Until... . Well, until the 2011 blizzard that just hit New York City. I was not sympathizing and saying they were poor New Yorkers, or suggesting we're lucky to have come to the South. Instead, I was sitting with my arms folded, just yearning to be there and envious that I was not.
I'm on a sunny island on the southeast coast of the United States. What would be more pleasant? I know it's not what it was 'way back when - but New York City is still the place of hustle and bustle and, to my mind, the best of everything. The Staten Island Ferry has more appeal to me than a Carnival Cruise.
Now, Mama would not agree with me. She was living in New York and still wanted "home." To her it just was not her beloved Prince Edward Island, Canada - the Cradle of the Confederacy.
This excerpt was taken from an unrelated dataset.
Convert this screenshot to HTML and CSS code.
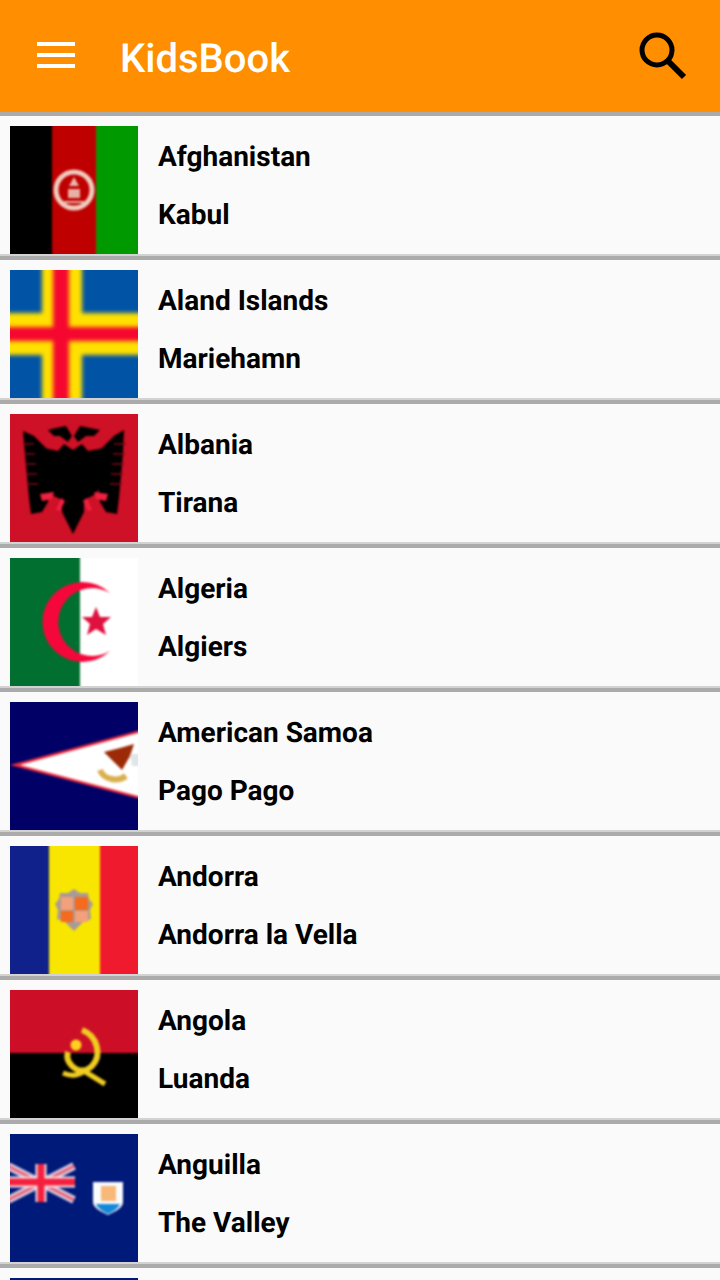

I know that now. I wish I could call her back and say: "Mama, mama, don't hang up. I know what home was to you. I thought you meant the home you live in - not the home you came from." I should have understood that but, if it's any consolation, I can't get anyone here to understand why I would want to call New York my home. I can only answer, "It's just because I am at home there."
How could I even think that Mama's looking across a pink bedspread to a window looking out upon the neon lights of LaGuardia Airport and Lily Tulip Cups would be an improvement on what she remembered as "home?" Well, I didn't think, now did I?